-- Dataset content start --
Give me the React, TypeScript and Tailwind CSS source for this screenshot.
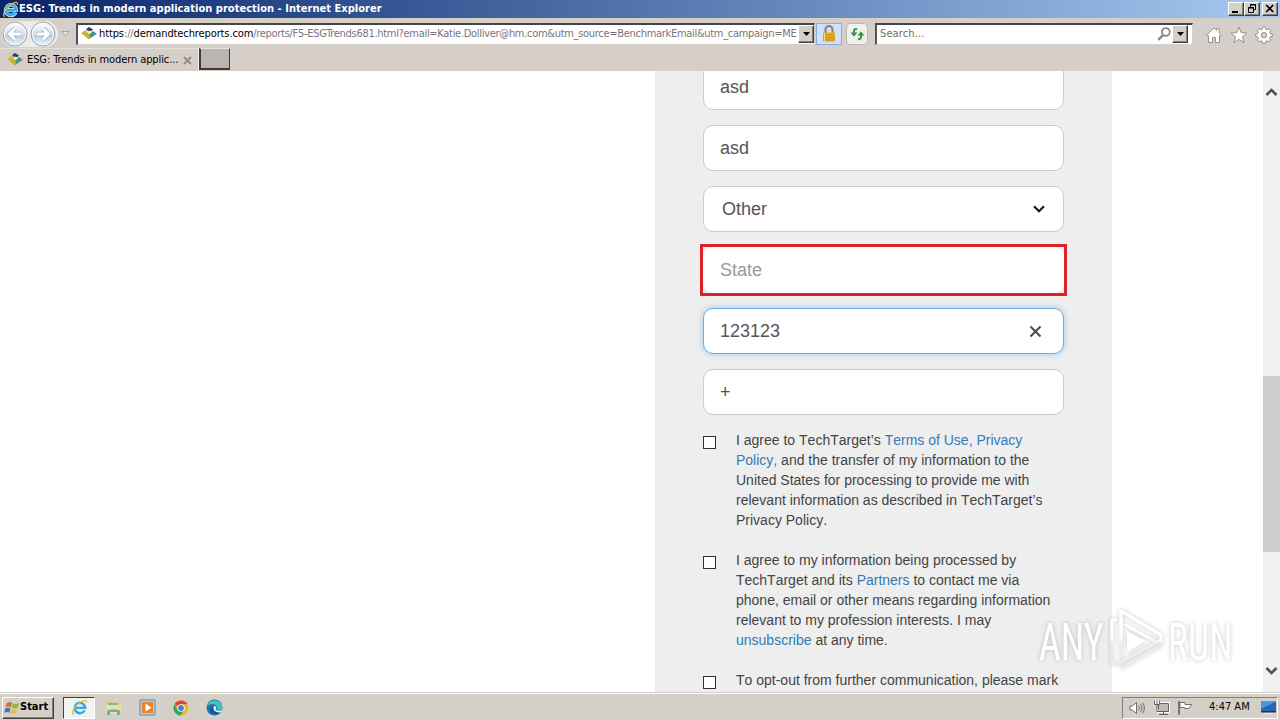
import { FunctionComponent, ReactNode } from "react";

const IeLogo: FunctionComponent<{ size: number }> = ({ size }) => (
  <svg width={size} height={size} viewBox="0 0 18 18" fill="none" className="shrink-0">
    <path d="M14.500 12.200A5.600 5.600 0 1 1 15.100 9.400H5" stroke="#d8f0fc" strokeWidth="3.800" />
    <path d="M14.300 12.200A5.500 5.500 0 1 1 15 9.400H5" stroke="#35a7e4" strokeWidth="2.600" />
    <path
      d="M3.200 16.600C-.6 15.600 3.400 7.600 9.600 3.600c4.200-2.700 7.600-2.900 6.600.4"
      stroke="#eebb2d"
      strokeWidth="1.300"
    />
  </svg>
);

const SiteIcon: FunctionComponent = () => (
  <svg width="16" height="16" viewBox="0 0 16 16" className="shrink-0">
    <path d="M0 7.200 4.500 4l5 5L8 13Z" fill="#e2b320" />
    <path d="m8 13 8-5.200L11.800 5 7 9.400Z" fill="#3d9488" />
    <path d="M2 8.500 8 13.400l1.500-2.900L5.500 7Z" fill="#b5bd35" />
    <path d="m5 3 3.200-2L12 3.400 8.400 6.600Z" fill="#2c3e63" />
    <path d="m6 6 2.300 2.300L11 5.800 8.400 4.500Z" fill="#f3efd2" />
  </svg>
);

const NavCircle: FunctionComponent<{ forward?: boolean }> = ({ forward }) => (
  <svg width="26" height="26" viewBox="0 0 26 26" className="shrink-0">
    <defs>
      <linearGradient id="navFill" x1="0" y1="0" x2="0" y2="1">
        <stop offset="0" stopColor="#fff" />
        <stop offset=".45" stopColor="#dde3ea" />
        <stop offset=".6" stopColor="#c3d1df" />
        <stop offset="1" stopColor="#e8f8fd" />
      </linearGradient>
    </defs>
    <circle cx="13" cy="13" r="12" fill="url(#navFill)" stroke="#93a2b2" />
    <circle cx="13" cy="13" r="10.700" fill="none" stroke="#f5fbff" />
    <path
      d={forward ? "M6 13h12M13 7.500l5.500 5.500-5.500 5.500" : "M20 13H8M13 7.500L7.500 13l5.500 5.500"}
      fill="none"
      stroke="#a3b2c2"
      strokeWidth="4.600"
    />
    <path
      d={forward ? "M6.500 13h12M13 7.500l5.500 5.500-5.500 5.500" : "M19.500 13H8M13 7.500L7.500 13l5.500 5.500"}
      fill="none"
      stroke="#fff"
      strokeWidth="3"
    />
  </svg>
);

const bevel =
  "bg-[#d4d0c8] border border-t-white border-l-white border-r-[#404040] border-b-[#404040] shadow-[inset_-1px_-1px_0_#808080]";

const DropButton: FunctionComponent = () => (
  <div className={`flex h-[18px] w-4 shrink-0 items-center justify-center ${bevel}`}>
    <svg width="7" height="4" viewBox="0 0 7 4">
      <path d="M0 0h7L3.500 4Z" fill="#000" />
    </svg>
  </div>
);

const TitleBar: FunctionComponent = () => (
  <div className="flex h-[18px] items-center bg-linear-to-r from-[#0a246a] to-[#a6caf0] pl-[2px] pr-[2px]">
    <IeLogo size={17} />
    <span className="w-[370px] whitespace-nowrap text-[11px] font-bold tracking-[0.03px] text-white">
      ESG: Trends in modern application protection - Internet Explorer
    </span>
    <div className="ml-auto flex">
      <div className={`h-[14px] w-4 ${bevel}`}>
        <svg width="14" height="12" viewBox="0 0 14 12">
          <path d="M3 8h6v2H3z" />
        </svg>
      </div>
      <div className={`h-[14px] w-4 ${bevel}`}>
        <svg width="14" height="12" viewBox="0 0 14 12" fill="none" stroke="#000">
          <path d="M5.500 4V1.500h5v5H9M5 2h6M3.500 4.500h5v5h-5zM3 5h6" />
        </svg>
      </div>
      <div className={`ml-[2px] h-[14px] w-4 ${bevel}`}>
        <svg width="14" height="12" viewBox="0 0 14 12" fill="none" stroke="#000" strokeWidth="1.700">
          <path d="m3.200 2 7 7M10.200 2l-7 7" />
        </svg>
      </div>
    </div>
  </div>
);

const field =
  "flex h-[22px] items-center bg-white border-t-2 border-l-2 border-t-[#47434a] border-l-[#55515a] border-b border-r border-b-[#d4d0c8] border-r-[#d4d0c8]";

const AddressRow: FunctionComponent = () => (
  <div className="flex h-[29px] items-center">
    <div className="ml-[2px] flex w-[56px] items-center gap-[2px] rounded-full bg-[#eeece9]">
      <NavCircle />
      <NavCircle forward />
    </div>
    <svg width="9" height="6" viewBox="0 0 9 6" className="ml-[3px]">
      <path d="M.8.5h7.400L4.500 5Z" fill="#e6e3de" stroke="#aaa59f" />
    </svg>
    <div className={`ml-[6px] w-[739px] ${field}`}>
      <div className="flex w-[21px] justify-center">
        <SiteIcon />
      </div>
      <div className="w-[699px] whitespace-nowrap text-[11px] tracking-[-0.3px] text-[#77757a]">
        <span className="tracking-[-0.11px]">
          <span className="text-black">https</span>://
          <span className="text-black">demandtechreports.com</span>
        </span>
        /reports/F5-ESGTrends681.html?email=Katie.Dolliver@hm.com&amp;utm_source=BenchmarkEmail&amp;utm_campaign=ME
      </div>
      <DropButton />
    </div>
    <div className="ml-px flex h-[22px] w-[26px] items-center justify-center border border-[#86aee0] bg-[#cfe2fa]">
      <svg width="14" height="17" viewBox="0 0 14 17">
        <path d="M3.500 8V4.500a3.500 3.500 0 0 1 7 0V8" fill="none" stroke="#8c8064" strokeWidth="2" />
        <path d="M1 7.500h12v9H1z" fill="#e9ad25" />
        <path d="M1 10h12M1 12.500h12M1 15h12" stroke="#c98f1f" />
        <path d="M2.500 8v8" stroke="#fbe08a" />
      </svg>
    </div>
    <div className="ml-1 flex h-[22px] w-[22px] items-center justify-center rounded-sm border border-[#bbb9b5] bg-[#eef0ec]">
      <svg width="15" height="14" viewBox="0 0 15 14" fill="none" stroke="#35913c" strokeWidth="2">
        <path d="M7 2.200c-2-.8-3 .3-3 2.300v2" />
        <path d="m.5 5.500 3.500 4 3.500-4Z" fill="#35913c" stroke="none" />
        <path d="M8 12c2 .6 3-.3 3-2.500v-2" />
        <path d="m7.500 8.500 3.500-4 3.500 4Z" fill="#35913c" stroke="none" />
      </svg>
    </div>
    <div className={`ml-[7px] w-[318px] ${field}`}>
      <span className="pl-[3px] text-[11px] tracking-[0.1px] text-[#6d6d6d]">Search...</span>
      <svg width="14" height="14" viewBox="0 0 14 14" className="ml-auto mr-px" fill="none" stroke="#868686">
        <circle cx="8.800" cy="5" r="3.900" strokeWidth="1.800" />
        <path d="M6 8 1.300 12.800" strokeWidth="2.400" />
      </svg>
      <DropButton />
      <div className="w-[4px]" />
    </div>
    <div className="ml-auto mr-[7px] flex items-center gap-[7px] pt-[2px]">
      <svg width="18" height="18" viewBox="0 0 18 18" fill="#fff" stroke="#96918d">
        <path d="M1.500 9 9 1.800l2.800 2.600V2.500h2.400v4.200L16.500 9l-1.400 1.200-.6-.5v6.800h-4v-5h-3v5h-4V9.700l-.6.5Z" />
      </svg>
      <svg width="18" height="18" viewBox="0 0 18 18" fill="#fff" stroke="#96918d">
        <path d="m9 1.200 2.100 5.400 5.800.4-4.400 3.800 1.400 5.700L9 13.400l-4.900 3.100 1.400-5.700L1.100 7l5.800-.4Z" />
      </svg>
      <svg width="18" height="18" viewBox="0 0 18 18" fill="#fff" stroke="#96918d">
        <path d="M7.600 1.200h2.800l.4 2 1.400.6L14 2.600l1.900 1.900-1.200 1.800.6 1.400 2 .4v2.200l-2 .5-.6 1.400 1.200 1.800-1.900 1.900-1.800-1.200-1.400.6-.4 2H7.600l-.4-2-1.400-.6L4 15.900l-1.900-1.900 1.200-1.800-.6-1.400-2-.5V8.100l2-.4.6-1.400L2.100 4.500 4 2.600l1.800 1.200 1.400-.6Z" />
        <circle cx="9" cy="9.200" r="2.700" fill="#d4d0c8" />
      </svg>
    </div>
  </div>
);

const TabRow: FunctionComponent = () => (
  <div className="flex h-[23px] items-start">
    <div className="flex h-[23px] w-[199px] items-center border-t border-r border-t-[#e4e1dc] border-r-[#f5f3f0] pl-[7px]">
      <SiteIcon />
      <span className="ml-1 w-[156px] whitespace-nowrap text-[11px] tracking-[-0.1px] text-black">
        ESG: Trends in modern applic...
      </span>
      <svg width="9" height="9" viewBox="0 0 9 9" stroke="#8f8a86" strokeWidth="1.800">
        <path d="m1 1 7 7M8 1 1 8" />
      </svg>
    </div>
    <div className="h-[22px] w-[31px] border border-b-2 border-l-2 border-[#403c3c] border-t-[#e5e2df] bg-[#bbb4b0]" />
  </div>
);

interface FieldProps {
  value: string;
  focused?: boolean;
  children?: ReactNode;
}

const FormField: FunctionComponent<FieldProps> = ({ value, focused, children }) => (
  <div
    className={`flex h-[46px] w-[361px] shrink-0 items-center justify-between rounded-[10px] border bg-white px-4 text-[18px] text-[#555] ${
      focused
        ? "border-[#66afe9] shadow-[0_0_6px_rgba(102,175,233,0.6)]"
        : "border-[#ccc]"
    }`}
  >
    <span>{value}</span>
    {children}
  </div>
);

const Consent: FunctionComponent<{ children: ReactNode }> = ({ children }) => (
  <div className="flex">
    <div className="mt-[6px] mr-5 h-[13px] w-[13px] shrink-0 border border-[#333] bg-white" />
    <p className="whitespace-nowrap text-[14px] leading-5 text-[#444] [font-kerning:none]">
      {children}
    </p>
  </div>
);

const Link: FunctionComponent<{ children: ReactNode }> = ({ children }) => (
  <span className="text-[#337ab7]">{children}</span>
);

const FormPanel: FunctionComponent = () => (
  <div className="ml-[655px] h-full w-[457px] shrink-0 overflow-hidden bg-[#eee] pl-12 font-['Liberation_Sans',Arial,sans-serif]">
    <div className="-mt-[7px] flex flex-col gap-[15px]">
      <FormField value="asd" />
      <FormField value="asd" />
      <div className="flex h-[46px] w-[361px] items-center justify-between rounded-[10px] border border-[#ccc] bg-white pl-[18px] pr-[18px] text-[18px] text-[#555]">
        <span>Other</span>
        <svg width="12" height="8" viewBox="0 0 12 8" fill="none" stroke="#111" strokeWidth="2">
          <path d="m1 1.300 5 5 5-5" />
        </svg>
      </div>
      {/* required field outline sits outside the input */}
      <div className="-mt-[3px] -mb-[3px] -ml-[3px] h-[52px] w-[367px] border-3 border-[#dd2227]">
        <div className="flex h-[46px] w-[361px] items-center rounded-[10px] bg-white pl-[17px] text-[18px] text-[#999]">
          State
        </div>
      </div>
      <FormField value="123123" focused>
        <svg width="13" height="13" viewBox="0 0 13 13" stroke="#4a4a4a" strokeWidth="2" className="mr-[5px]">
          <path d="m1.500 1.500 10 10M11.500 1.500l-10 10" />
        </svg>
      </FormField>
      <FormField value="+" />
    </div>
    <div className="mt-[15px] flex flex-col gap-5">
      <Consent>
        I agree to TechTarget’s <Link>Terms of Use, Privacy</Link>
        <br />
        <Link>Policy,</Link> and the transfer of my information to the
        <br />
        United States for processing to provide me with
        <br />
        relevant information as described in TechTarget’s
        <br />
        Privacy Policy.
      </Consent>
      <Consent>
        I agree to my information being processed by
        <br />
        TechTarget and its <Link>Partners</Link> to contact me via
        <br />
        phone, email or other means regarding information
        <br />
        relevant to my profession interests. I may
        <br />
        <Link>unsubscribe</Link> at any time.
      </Consent>
      <Consent>To opt-out from further communication, please mark</Consent>
    </div>
  </div>
);

const ScrollBar: FunctionComponent = () => (
  <div className="ml-auto flex w-[17px] flex-col items-center bg-[#f0f0f0]">
    <svg width="13" height="9" viewBox="0 0 13 9" fill="none" stroke="#505050" strokeWidth="2.600" className="mt-[17px]">
      <path d="m1.500 7 5-5 5 5" />
    </svg>
    <div className="mt-[279px] h-[176px] w-full bg-[#cdcdcd]" />
    <svg width="13" height="9" viewBox="0 0 13 9" fill="none" stroke="#505050" strokeWidth="2.600" className="mt-auto mb-[17px]">
      <path d="m1.500 2 5 5 5-5" />
    </svg>
  </div>
);

const Watermark: FunctionComponent = () => (
  <svg
    width="210"
    height="70"
    viewBox="0 0 210 70"
    className="absolute top-[605px] left-[1030px] drop-shadow-[0_0_2px_rgba(0,0,0,0.22)]"
  >
    <defs>
      <linearGradient id="markFade" x1="0" y1="0" x2="0" y2="70" gradientUnits="userSpaceOnUse">
        <stop offset=".46" stopColor="#fff" />
        <stop offset=".56" stopColor="#ededed" stopOpacity=".8" />
      </linearGradient>
    </defs>
    <g fill="url(#markFade)" fontFamily="Roboto, sans-serif" fontSize="51">
      <text transform="translate(9 55) scale(.66 1)" textLength="98" lengthAdjust="spacingAndGlyphs">
        ANY
      </text>
      <text transform="translate(138 55) scale(.66 1)" textLength="98" lengthAdjust="spacingAndGlyphs">
        RUN
      </text>
    </g>
    <g fill="none" stroke="url(#markFade)" strokeWidth="3.500" strokeLinejoin="round">
      <path d="M91 53V6l40 24v5L93 56" />
      <path d="M87 15h-5v42l6 2 43-24M91 63l40-23v-6" />
      <path d="m94 19 34 19" strokeWidth="3" />
    </g>
    <path d="m97 26 19 10-19 11Z" fill="#fff" />
  </svg>
);

const Taskbar: FunctionComponent = () => (
  <div className="flex h-[28px] shrink-0 items-center border-t border-t-[#d4d0c8] bg-[#d4d0c8] pt-[2px] shadow-[inset_0_1px_0_#fff]">
    <div className={`ml-[2px] flex h-[22px] w-[52px] items-center pl-px ${bevel}`}>
      <svg width="16" height="16" viewBox="0 0 16 16" className="shrink-0">
        <path d="M2.800 3C5 1.500 6.700 2 8 2.800L6.800 7.300C5 6.200 3.400 6.400 1.600 7.300Z" fill="#e8652a" />
        <path d="M8.800 3.200c2 1 4 1 6.200-.1l-1.300 4.500c-2 1.200-4.100 1-6.100 0Z" fill="#8db93c" />
        <path d="M1.400 8.300c2-.9 3.500-.9 5.200 0l-1.200 4.500c-1.800-1-3.500-.9-5.200 0Z" fill="#2f80c4" />
        <path d="M7.400 8.700c2 1 4 1 6 0l-1.200 4.500c-2 1.100-4 1-6 0Z" fill="#f1c135" />
      </svg>
      <span className="text-[11px] font-bold text-black">Start</span>
    </div>
    <div className="ml-[9px] flex h-[22px] w-8 items-center justify-center border border-t-[#404040] border-l-[#404040] border-r-white border-b-white bg-[#f2f2f0]">
      <IeLogo size={17} />
    </div>
    <svg width="17" height="16" viewBox="0 0 17 16" className="ml-[10px]">
      <path d="M2 1h6l1.500 2H15v9H2z" fill="#e9cc69" />
      <path d="M3 3h10v4H3z" fill="#78b4bb" />
      <path d="M1 5h15v9H1z" fill="#f4df8d" />
      <path d="M2 15v-4c0-2 13-2 13 0v4h-3v-3H5v3Z" fill="#65acd3" />
    </svg>
    <svg width="17" height="17" viewBox="0 0 17 17" className="ml-[17px]">
      <path d="M1 1h15v15H1z" fill="#a9d1ea" stroke="#4c8dbd" />
      <path d="M3 3h11v11H3z" fill="#ef8220" />
      <path d="m6.500 4.500 6 4-6 4Z" fill="#fff" />
    </svg>
    <svg width="16" height="16" viewBox="0 0 16 16" className="ml-[17px]">
      <circle cx="8" cy="8" r="7.500" fill="#eabb30" />
      <path d="M8 8 1.500 4.300A7.500 7.500 0 0 1 14.500 4.300H8Z" fill="#df4436" />
      <path d="M1.500 4.300A7.500 7.500 0 0 0 7.700 15.500L11 10 8 8 4.700 9.800Z" fill="#35a355" />
      <circle cx="8" cy="8" r="3.800" fill="#fff" />
      <circle cx="8" cy="8" r="2.900" fill="#437edb" />
    </svg>
    <svg width="17" height="17" viewBox="0 0 17 17" className="ml-[17px]">
      <circle cx="8.500" cy="8.500" r="8" fill="#1978b8" />
      <path d="M1 7C3 0 15-1 16.500 8c0 3-3.500 4-6 2.500C12 8 10 5 6.500 5 4 5 2 6 1 7Z" fill="#43c4b2" />
      <path d="M7 7c-2 4 1 7 7 6-2 3-10 3-10-2 0-2 1-3.500 3-4Z" fill="#174f92" />
      <path d="M8 7c3 0 2 2.500 1.700 3.500 1.500 2 4.500 1.500 6.800.3-.5 1.500-1.500 2.200-3 2.700C9 13.500 6.500 10 8 7Z" fill="#e7f4f5" />
    </svg>
    <div className="ml-auto mr-[2px] flex h-[22px] w-[156px] items-center border border-t-[#808080] border-l-[#808080] border-r-white border-b-white pl-[6px]">
      <svg width="17" height="14" viewBox="0 0 17 14" fill="none" stroke="#716d6a">
        <path d="M1 5h2.500L7.500 1.500v11L3.500 9H1Z" fill="#fff" />
        <path d="M9.500 4.500c1 1.500 1 3.500 0 5M11.500 3c2 2.500 2 5.500 0 8M13.500 1.500c2.500 3.500 2.500 7.500 0 11" />
      </svg>
      <svg width="17" height="16" viewBox="0 0 17 16" fill="none" stroke="#625e5c" className="ml-[7px]">
        <path d="M5.500 3.500h10v8h-10z" fill="#bbb" stroke="#fff" strokeWidth="3" />
        <path d="M5.500 3.500h10v8h-10zM6 14.500h9M10.500 12v2" fill="#bbb" />
        <path d="M1.500.5v4h5v-4M4 .5v4M4 5v6.500h2" fill="#fff" />
      </svg>
      <svg width="16" height="16" viewBox="0 0 16 16" fill="#fff" stroke="#797470" className="ml-[7px]">
        <path d="M1.500 1.500h1v13h-1zM3 2.500h5v2h6.500L12 8.500H7.500v-1H3Z" />
      </svg>
      <span className="ml-[16px] w-[47px] whitespace-nowrap text-[11px] text-black">4:47 AM</span>
      <svg width="16" height="15" viewBox="0 0 16 15" className="ml-[4px] shrink-0">
        <path d="M1 1.500h15v10H1z" fill="#2866b9" />
        <path d="M1 1.500h15L1 9Z" fill="#4998df" />
        <path d="M1 11h15v1.500H1z" fill="#173764" />
        <path d="M4 13h7v1H4z" fill="#eee" />
      </svg>
    </div>
  </div>
);

const App: FunctionComponent = () => (
  <div className="relative flex h-[720px] w-[1280px] flex-col overflow-hidden bg-[#d5cec9] font-['DejaVu_Sans_Condensed','DejaVu_Sans',sans-serif] [font-stretch:condensed]">
    <TitleBar />
    <div className="h-px bg-[#d4d0c0]" />
    <AddressRow />
    <TabRow />
    <main className="flex h-[621px] shrink-0 bg-white">
      <FormPanel />
      <ScrollBar />
    </main>
    <Taskbar />
    <Watermark />
  </div>
);

export default App;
-- Dataset content end --
**Work required:**
Begin at the first line of the data above and repeat each line exactly, stopping after the line containing "border border-t-white border-l-white". Omit the pictures.

**Written answer:**
Give me the React, TypeScript and Tailwind CSS source for this screenshot.
import { FunctionComponent, ReactNode } from "react";

const IeLogo: FunctionComponent<{ size: number }> = ({ size }) => (
  <svg width={size} height={size} viewBox="0 0 18 18" fill="none" className="shrink-0">
    <path d="M14.500 12.200A5.600 5.600 0 1 1 15.100 9.400H5" stroke="#d8f0fc" strokeWidth="3.800" />
    <path d="M14.300 12.200A5.500 5.500 0 1 1 15 9.400H5" stroke="#35a7e4" strokeWidth="2.600" />
    <path
      d="M3.200 16.600C-.6 15.600 3.400 7.600 9.600 3.600c4.200-2.700 7.600-2.900 6.600.4"
      stroke="#eebb2d"
      strokeWidth="1.300"
    />
  </svg>
);

const SiteIcon: FunctionComponent = () => (
  <svg width="16" height="16" viewBox="0 0 16 16" className="shrink-0">
    <path d="M0 7.200 4.500 4l5 5L8 13Z" fill="#e2b320" />
    <path d="m8 13 8-5.200L11.800 5 7 9.400Z" fill="#3d9488" />
    <path d="M2 8.500 8 13.400l1.500-2.900L5.500 7Z" fill="#b5bd35" />
    <path d="m5 3 3.200-2L12 3.400 8.400 6.600Z" fill="#2c3e63" />
    <path d="m6 6 2.300 2.300L11 5.800 8.400 4.500Z" fill="#f3efd2" />
  </svg>
);

const NavCircle: FunctionComponent<{ forward?: boolean }> = ({ forward }) => (
  <svg width="26" height="26" viewBox="0 0 26 26" className="shrink-0">
    <defs>
      <linearGradient id="navFill" x1="0" y1="0" x2="0" y2="1">
        <stop offset="0" stopColor="#fff" />
        <stop offset=".45" stopColor="#dde3ea" />
        <stop offset=".6" stopColor="#c3d1df" />
        <stop offset="1" stopColor="#e8f8fd" />
      </linearGradient>
    </defs>
    <circle cx="13" cy="13" r="12" fill="url(#navFill)" stroke="#93a2b2" />
    <circle cx="13" cy="13" r="10.700" fill="none" stroke="#f5fbff" />
    <path
      d={forward ? "M6 13h12M13 7.500l5.500 5.500-5.500 5.500" : "M20 13H8M13 7.500L7.500 13l5.500 5.500"}
      fill="none"
      stroke="#a3b2c2"
      strokeWidth="4.600"
    />
    <path
      d={forward ? "M6.500 13h12M13 7.500l5.500 5.500-5.500 5.500" : "M19.500 13H8M13 7.500L7.500 13l5.500 5.500"}
      fill="none"
      stroke="#fff"
      strokeWidth="3"
    />
  </svg>
);

const bevel =
  "bg-[#d4d0c8] border border-t-white border-l-white border-r-[#404040] border-b-[#404040] shadow-[inset_-1px_-1px_0_#808080]";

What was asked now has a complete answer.